In my open share group each week at CR I have an opportunity to admit my sins and pray for the men in the group, in order to be healed. God commands us to do this in James 5:16:“Therefore confess your sins to each other and pray for each other so that you may be healed”. My faith in Jesus is greatly encouraged each week as I participate in worship here at CR and my faith in Jesus is strengthened when I hear a testimony every second week at CR.
God commands me in Colossians 3:16 to “Let the word of Christ dwell in you richly” I find that the lies of this world creep back into my mind very quickly. That is why I need to renew my mind daily by studying and reflecting on God’s Word.
God has taught me through the CR step study to identify my emotional hurts and quickly take them to Jesus and ask Him to touch them and heal them.. I am learning to give all of my wounds to God for healing. I am learning to surrender my mood to God each day and invite God’s Spirit of joy to take over me. Each morning I must choose God’s joy. Joy is one of the fruits of the Spirit listed in Galatians 5:22,23: “But the fruit of the Spirit is love, joy, peace, patience, kindness, goodness, faithfulness, gentleness and self-control”.
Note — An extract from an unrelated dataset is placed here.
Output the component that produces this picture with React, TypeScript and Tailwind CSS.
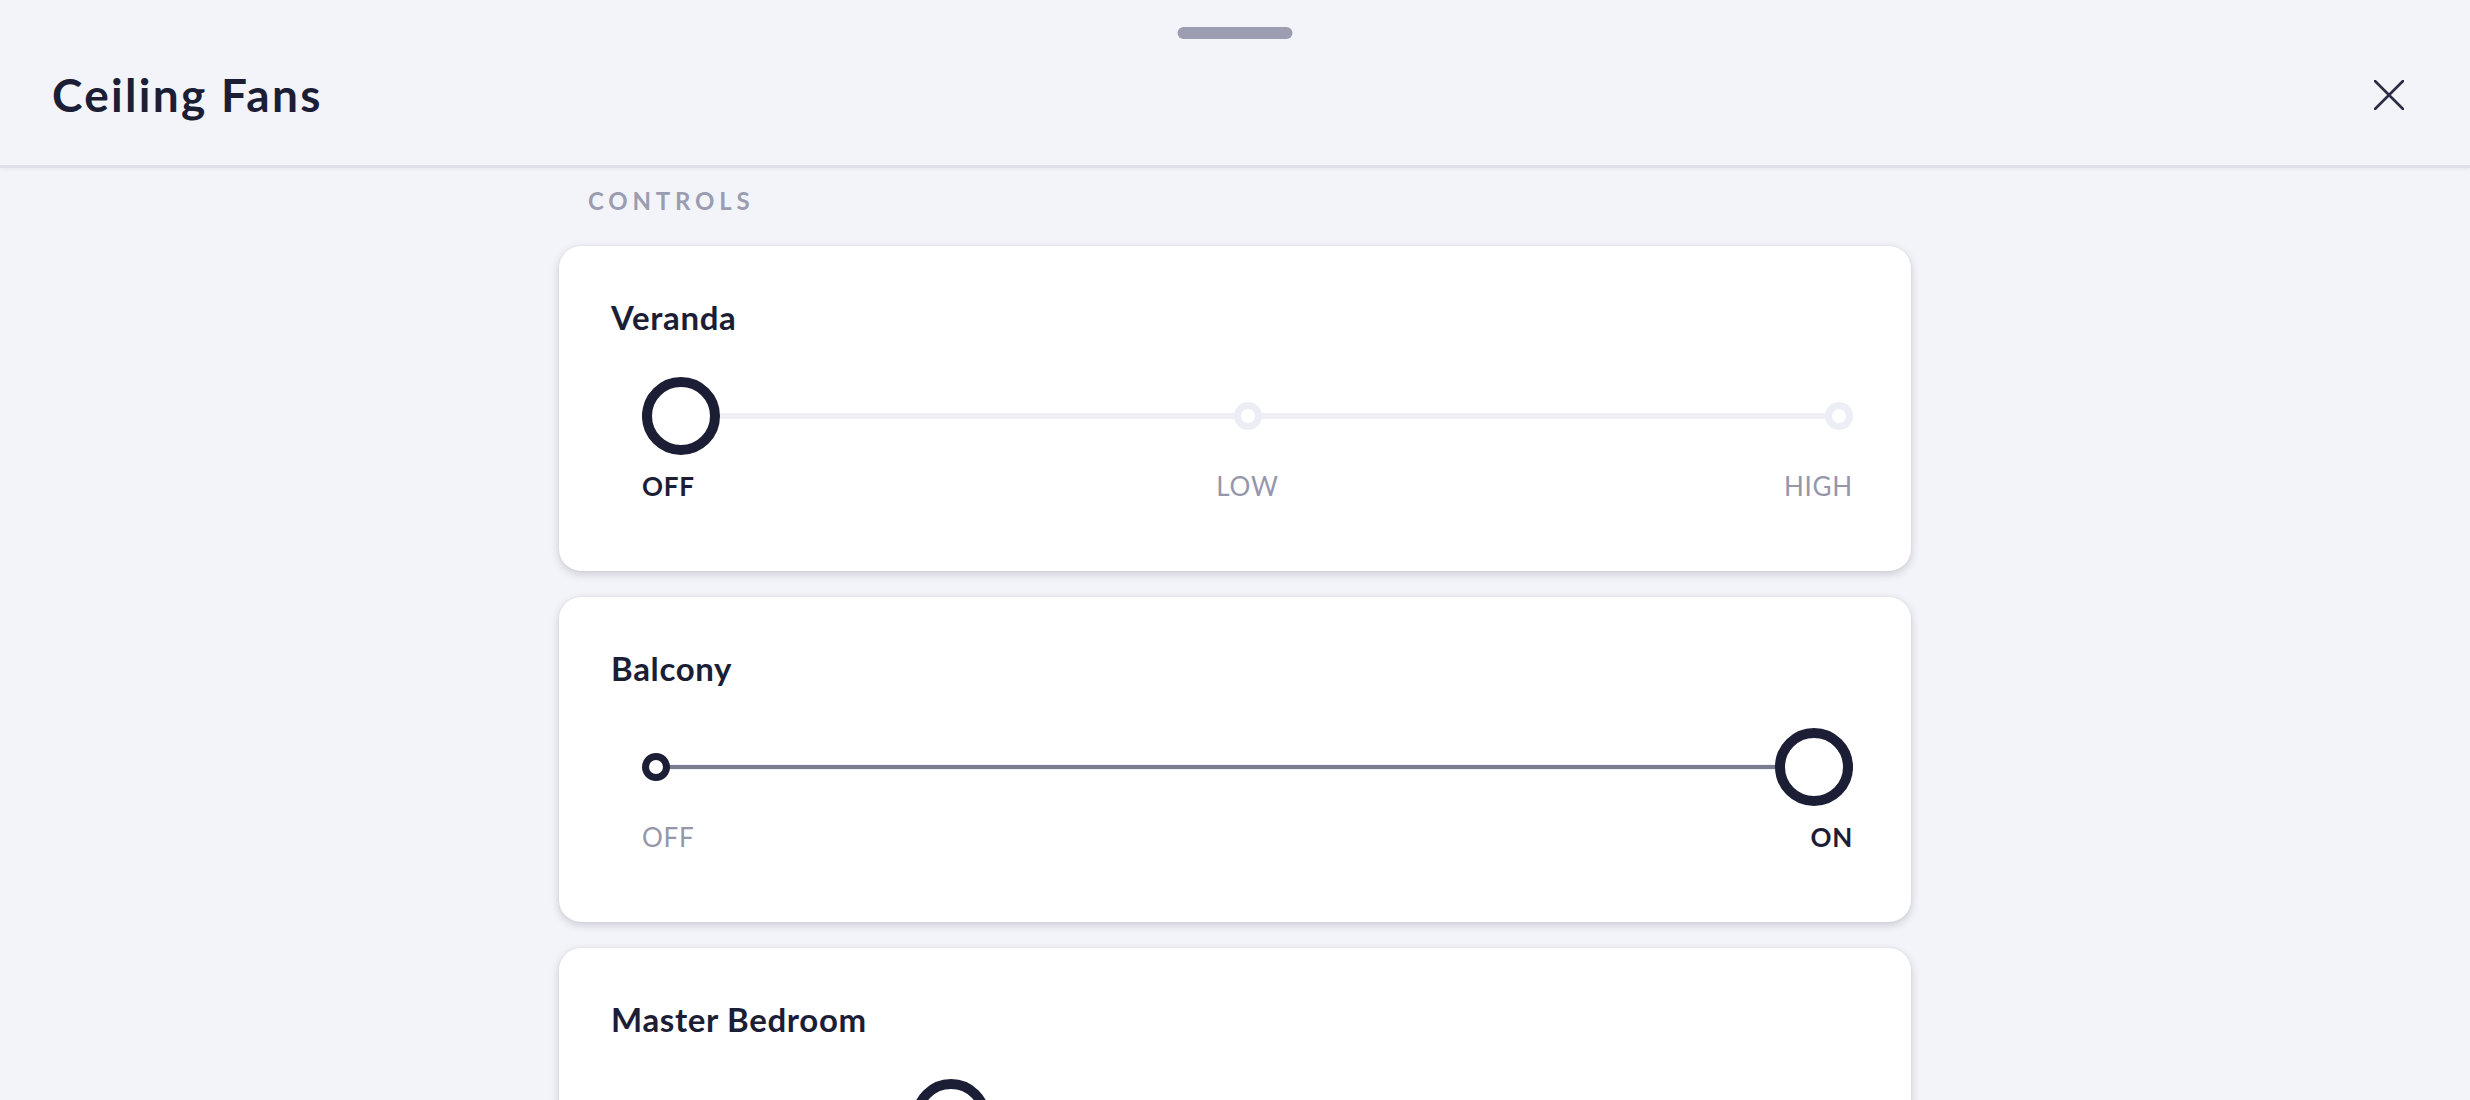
import React from "react";

type Fan = { name: string; stops: string[]; value: number; pos?: number };

const fans: Fan[] = [
  { name: "Veranda", stops: ["OFF", "LOW", "HIGH"], value: 0 },
  { name: "Balcony", stops: ["OFF", "ON"], value: 1 },
  { name: "Master Bedroom", stops: ["OFF", "LOW", "MED", "HIGH", "MAX"], value: 1, pos: 0.238 },
];

function StepSlider({ stops, value, pos }: { stops: string[]; value: number; pos?: number }) {
  const n = stops.length;
  const frac = pos ?? value / (n - 1);
  return (
    <div className="ml-[31px] mr-[6px]">
      <div className="relative flex h-[78px] items-center justify-between">
        {/* inactive track */}
        <div className="absolute left-[13px] right-[13px] top-1/2 h-[6px] -translate-y-1/2 rounded-full bg-[#eff0f5]" />
        {/* active track */}
        <div
          className="absolute left-[13px] top-1/2 h-[4px] -translate-y-1/2 bg-[#7a7c90]"
          style={{ width: `calc((100% - 78px) * ${frac} + 26px)` }}
        />
        {stops.map((s, i) => (
          <div
            key={s}
            className={
              "relative h-[28px] w-[28px] rounded-full border-[7px] bg-white " +
              (i <= value ? "border-[#1c1e36]" : "border-[#eceef5]")
            }
          />
        ))}
        <div
          className="absolute top-0 h-[78px] w-[78px] -translate-x-1/2 rounded-full border-[10px] border-[#1c1e36] bg-white"
          style={{ left: `calc(39px + (100% - 78px) * ${frac})` }}
        />
      </div>
      <div
        className={
          "mt-[16px] grid text-[26px] leading-[30px] tracking-[0.03em] " +
          (n === 2 ? "grid-cols-2" : n === 3 ? "grid-cols-3" : "grid-cols-5")
        }
      >
        {stops.map((s, i) => (
          <div
            key={s}
            className={
              (i === 0 ? "text-left " : i === n - 1 ? "text-right " : "text-center ") +
              (i === value ? "font-bold text-[#1c1e36]" : "font-normal text-[#9596ab]")
            }
          >
            {s}
          </div>
        ))}
      </div>
    </div>
  );
}

function FanCard({ fan }: { fan: Fan }) {
  return (
    <div className="rounded-[22px] bg-white pl-[52px] pr-[52px] pt-[51px] pb-[70px] shadow-[0_3px_8px_rgba(30,32,60,0.19),0_0_2px_rgba(30,32,60,0.08)]">
      <div className="text-[33px] font-bold leading-[40px] tracking-[0.02em] text-[#1c1e36]">{fan.name}</div>
      <div className="mt-[40px]">
        <StepSlider stops={fan.stops} value={fan.value} pos={fan.pos} />
      </div>
    </div>
  );
}

export default function App() {
  return (
    <div
      className="h-[1100px] overflow-hidden bg-[#f3f4f9]"
      style={{ fontFamily: "Lato, 'Noto Sans', sans-serif" }}
    >
      <header className="relative flex h-[168px] items-center justify-between border-b-[3px] border-[#e0e1e8] pl-[52px] pr-[66px] pt-[24px] shadow-[0_2px_3px_rgba(30,32,60,0.04)]">
        <div className="absolute left-1/2 top-[27px] h-[12px] w-[115px] -translate-x-1/2 rounded-full bg-[#9c9db0]" />
        <h1 className="text-[46px] font-bold leading-[52px] tracking-[0.05em] text-[#1c1e36]">Ceiling Fans</h1>
        <button className="flex h-[30px] w-[30px] items-center justify-center">
          <svg width="30" height="30" viewBox="0 0 30 30" fill="none">
            <path d="M1 1L29 29M29 1L1 29" stroke="#2a2c44" strokeWidth="2.6" strokeLinecap="round" />
          </svg>
        </button>
      </header>
      <main className="mx-auto w-[1352px]">
        <div className="pl-[29px] pt-[18px] text-[24px] font-bold leading-[30px] tracking-[0.2em] text-[#9a9cb0]">
          CONTROLS
        </div>
        <div className="mt-[30px] flex flex-col gap-[26px]">
          {fans.map((f) => (
            <FanCard key={f.name} fan={f} />
          ))}
        </div>
      </main>
    </div>
  );
}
I have taken advantage of the Solid Rock Café to ask questions of people who have experienced victory in areas I am still struggling with.
God has removed a lot of sin from my life, but he hasn’t finished with me yet. I still have a long ways to go. I claim the promise of God found in Philippians 1:6: “ Being confident of this, that He who began a good work in you will carry it on to completion until the day of Christ Jesus.
Thank you for listening. Let me close in prayer: “Lord God, let each one of us experience Your incredible love. Let each of us receive Your love as a free gift and rest in it and have peace in our souls. In Jesus’ precious name I pray, amen”.